European Interest

GUE/NGL: GDPR, a milestone for data privacy in the EU

Flickr/DIE LINKE. in Europa/CC BY-NC 2.0
“After a long back and forth, and without forgetting the impact of Edward Snowden’s case, it was possible to find a parliamentary majority in support of a modern data protection regulation in the EU," said MEP Cornelia Ernst.

Today the General Data Protection Regulation (GDPR) comes into force across EU member states after a two-year implementation period comes to an end.

The GDPR is ground-breaking because – for the first time – rules adapted for the internet will apply equally across the EU to the use and processing of personal data. The previous legislation dated back to the nineties and was in dire need of updating.

GUE/NGL MEP Cornelia Ernst (DIE LINKE, Germany), who negotiated the legislation on behalf of the group, comments:

“After a long back and forth, and without forgetting the impact of Edward Snowden’s case, it was possible to find a parliamentary majority in support of a modern data protection regulation in the EU. Between the NSA scandal and the case of Cambridge Analytica five years have passed. The half-baked hearing of Facebook CEO Marc Zuckerberg last Tuesday proves that a new set of rules for the protection of personal data is not only badly needed but long overdue.”

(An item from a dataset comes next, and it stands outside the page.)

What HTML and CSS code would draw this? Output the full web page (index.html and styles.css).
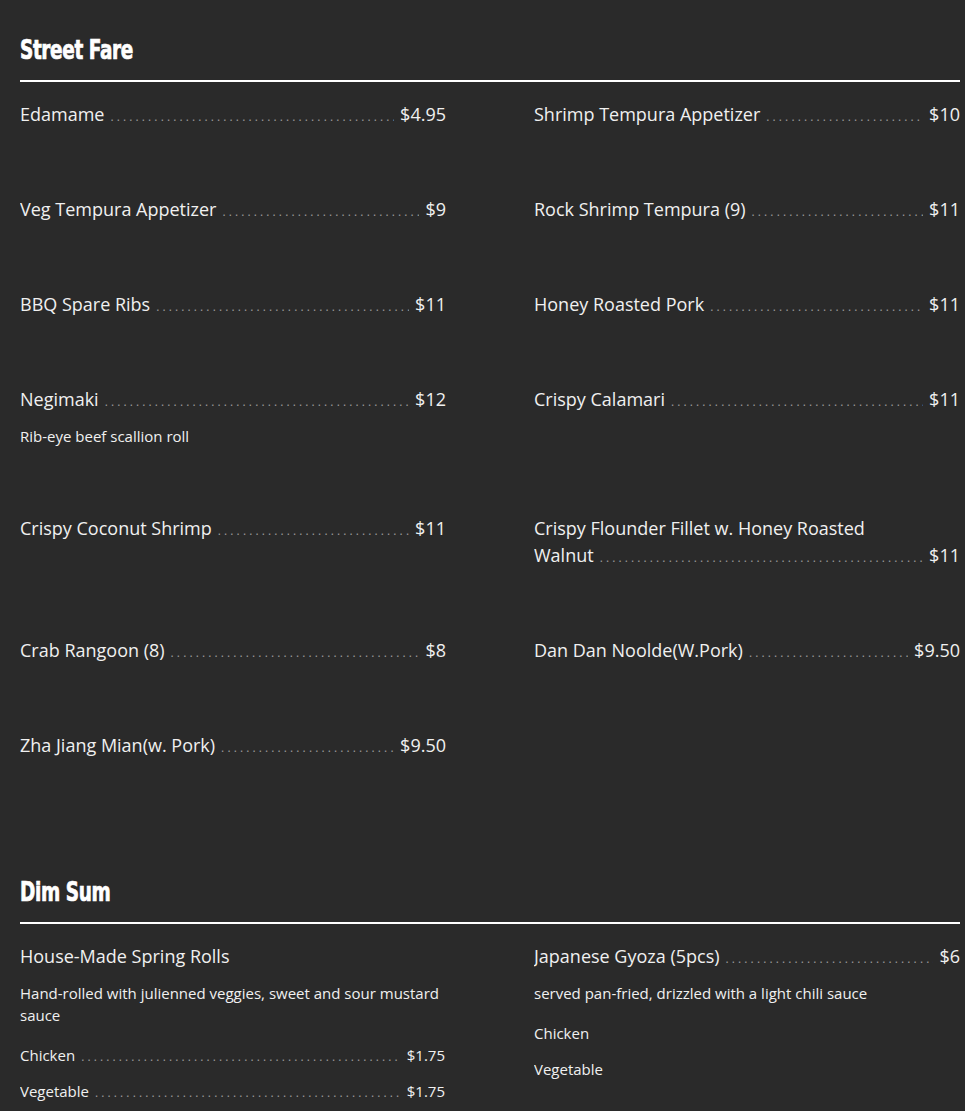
FILE: index.html
```html
<!DOCTYPE html>
<html lang="en">
<head>
    <meta charset="UTF-8">
    <meta name="viewport" content="width=device-width, initial-scale=1.0">
    <title>Menu</title>
    <link rel="stylesheet" href="styles.css">
</head>
<body>
    <div class="menu">
        <!-- Street Fare -->
        <section class="menu-section">
            <h2 class="section-title"><span class="title-text">Street Fare</span></h2>
            <div class="menu-grid">
                <div class="item">
                    <div class="item-line"><span class="item-name">Edamame<span class="dots"></span></span><span class="item-price">$4.95</span></div>
                </div>
                <div class="item">
                    <div class="item-line"><span class="item-name">Shrimp Tempura Appetizer<span class="dots"></span></span><span class="item-price">$10</span></div>
                </div>

                <div class="item">
                    <div class="item-line"><span class="item-name">Veg Tempura Appetizer<span class="dots"></span></span><span class="item-price">$9</span></div>
                </div>
                <div class="item">
                    <div class="item-line"><span class="item-name">Rock Shrimp Tempura (9)<span class="dots"></span></span><span class="item-price">$11</span></div>
                </div>

                <div class="item">
                    <div class="item-line"><span class="item-name">BBQ Spare Ribs<span class="dots"></span></span><span class="item-price">$11</span></div>
                </div>
                <div class="item">
                    <div class="item-line"><span class="item-name">Honey Roasted Pork<span class="dots"></span></span><span class="item-price">$11</span></div>
                </div>

                <div class="item">
                    <div class="item-line"><span class="item-name">Negimaki<span class="dots"></span></span><span class="item-price">$12</span></div>
                    <p class="item-desc">Rib-eye beef scallion roll</p>
                </div>
                <div class="item">
                    <div class="item-line"><span class="item-name">Crispy Calamari<span class="dots"></span></span><span class="item-price">$11</span></div>
                </div>

                <div class="item">
                    <div class="item-line"><span class="item-name">Crispy Coconut Shrimp<span class="dots"></span></span><span class="item-price">$11</span></div>
                </div>
                <div class="item">
                    <div class="item-line"><span class="item-name">Crispy Flounder Fillet w. Honey Roasted Walnut<span class="dots"></span></span><span class="item-price">$11</span></div>
                </div>

                <div class="item">
                    <div class="item-line"><span class="item-name">Crab Rangoon (8)<span class="dots"></span></span><span class="item-price">$8</span></div>
                </div>
                <div class="item">
                    <div class="item-line"><span class="item-name">Dan Dan Noolde(W.Pork)<span class="dots"></span></span><span class="item-price">$9.50</span></div>
                </div>

                <div class="item">
                    <div class="item-line"><span class="item-name">Zha Jiang Mian(w. Pork)<span class="dots"></span></span><span class="item-price">$9.50</span></div>
                </div>
            </div>
        </section>

        <!-- Dim Sum -->
        <section class="menu-section">
            <h2 class="section-title"><span class="title-text">Dim Sum</span></h2>
            <div class="menu-grid">
                <div class="item">
                    <div class="item-line"><span class="item-name">House-Made Spring Rolls</span></div>
                    <p class="item-desc">Hand-rolled with julienned veggies, sweet and sour mustard sauce</p>
                    <div class="options">
                        <div class="option-line"><span class="item-name">Chicken<span class="dots"></span></span><span class="item-price">$1.75</span></div>
                        <div class="option-line"><span class="item-name">Vegetable<span class="dots"></span></span><span class="item-price">$1.75</span></div>
                    </div>
                </div>
                <div class="item">
                    <div class="item-line"><span class="item-name">Japanese Gyoza (5pcs)<span class="dots"></span></span><span class="item-price">$6</span></div>
                    <p class="item-desc">served pan-fried, drizzled with a light chili sauce</p>
                    <div class="options">
                        <div class="option-line"><span class="item-name">Chicken</span></div>
                        <div class="option-line"><span class="item-name">Vegetable</span></div>
                    </div>
                </div>
            </div>
        </section>
    </div>
</body>
</html>
```

FILE: styles.css
```css
body {
    margin: 0;
    background-color: #2a2a2a;
    color: #f0f0f0;
    font-family: "Open Sans", "Liberation Sans", sans-serif;
}

.menu {
    width: 940px;
    margin-left: 20px;
}

.menu-section {
    padding: 33px 0 83px;
}

.menu-section:last-child {
    padding-bottom: 40px;
}

.section-title {
    margin: 0;
    padding-bottom: 13px;
    border-bottom: 2px solid #ffffff;
    font-family: Impact, "DejaVu Sans", sans-serif;
    font-size: 27px;
    font-weight: 900;
    font-stretch: condensed;
    line-height: 34px;
    color: #ffffff;
}

/* no Impact here, so squeeze the heavy face sideways */
.title-text {
    display: inline-block;
    transform: scaleX(0.76);
    transform-origin: left center;
    letter-spacing: -0.5px;
    -webkit-text-stroke: 0.7px #ffffff;
}

.menu-grid {
    display: grid;
    grid-template-columns: 1fr 1fr;
    column-gap: 88px;
    row-gap: 68px;
    margin-top: 19px;
}

.item-line,
.option-line {
    display: flex;
    align-items: flex-end;
}

.item-line {
    font-size: 18px;
    line-height: 27px;
}

.option-line {
    font-size: 15px;
    line-height: 22px;
}

.option-line + .option-line {
    margin-top: 14px;
}

.item-name {
    flex: 1;
    min-width: 0;
    overflow: hidden;
}

/* Dot leaders after the last line of the name */
.dots {
    display: inline-block;
    width: 0;
    padding-left: 6px;
    white-space: nowrap;
    font-size: 12px;
    line-height: 1;
    color: #9a9a9a;
}

.dots::after {
    content: ". . . . . . . . . . . . . . . . . . . . . . . . . . . . . . . . . . . . . . . . . . . . . . . . . . . . . . . . . . . . . . . . . . . . . . . . . . . . . . . . . . . . . . . . . . . . . . . . . . . . . . . . . . . . . . .";
}

.item-price {
    flex: none;
    padding-left: 6px;
}

.option-line .item-price {
    margin-right: 1px;
}

.item-desc {
    margin: 12px 0 0;
    font-size: 15px;
    line-height: 22px;
}

.options {
    margin-top: 18px;
}
```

“We welcome the novel aspects of this law, which are now legally enforceable. Together with other left-centre groups and against the opposition of the conservative sections of the Parliament, we were able to put across many of our concerns for the protection and respect of fundamental rights during the negotiations. Privacy is a right without which democracy in the age of the Internet cannot function – despite the security approach of the law-enforcement establishment.”

“This regulation will assure minimum technical standards by making companies build data protection into the new products and services they design (privacy-by-design and privacy-by-default). As for companies that process information in a large-scale, the regulation is unambiguous, those who do not abide by the rules, will be asked to pay and it won’t be little.”

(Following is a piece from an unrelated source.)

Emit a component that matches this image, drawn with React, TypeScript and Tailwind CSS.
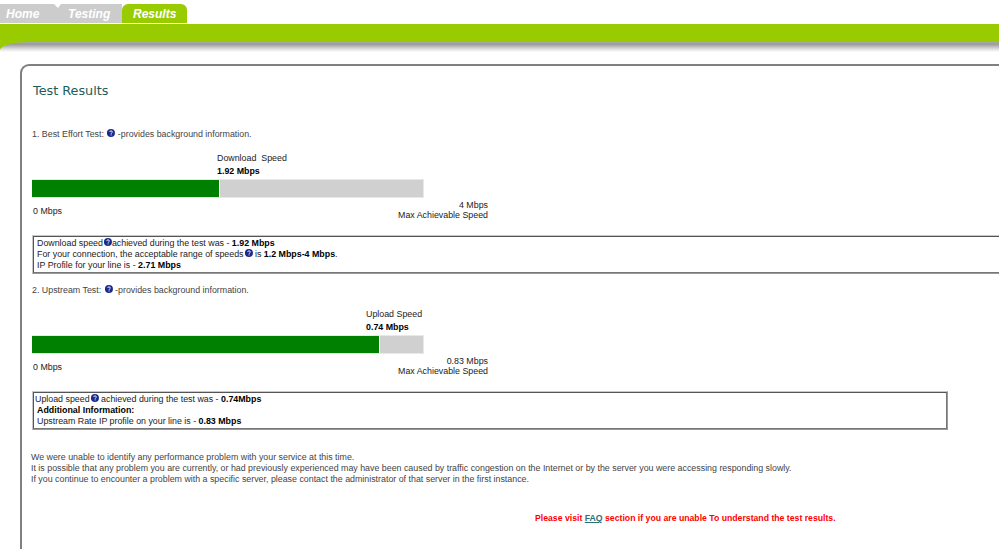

Ernst criticised efforts by governments to weaken the legislation:

“Certain governments have made it clear that they intend to soften the GDPR because for them it is too bureaucratic and sudden. This made me realise how member states and companies are disproportionately unprepared and uninformed compared to the massive and organised lobby efforts they had mounted during the negotiations,” Ernst concluded.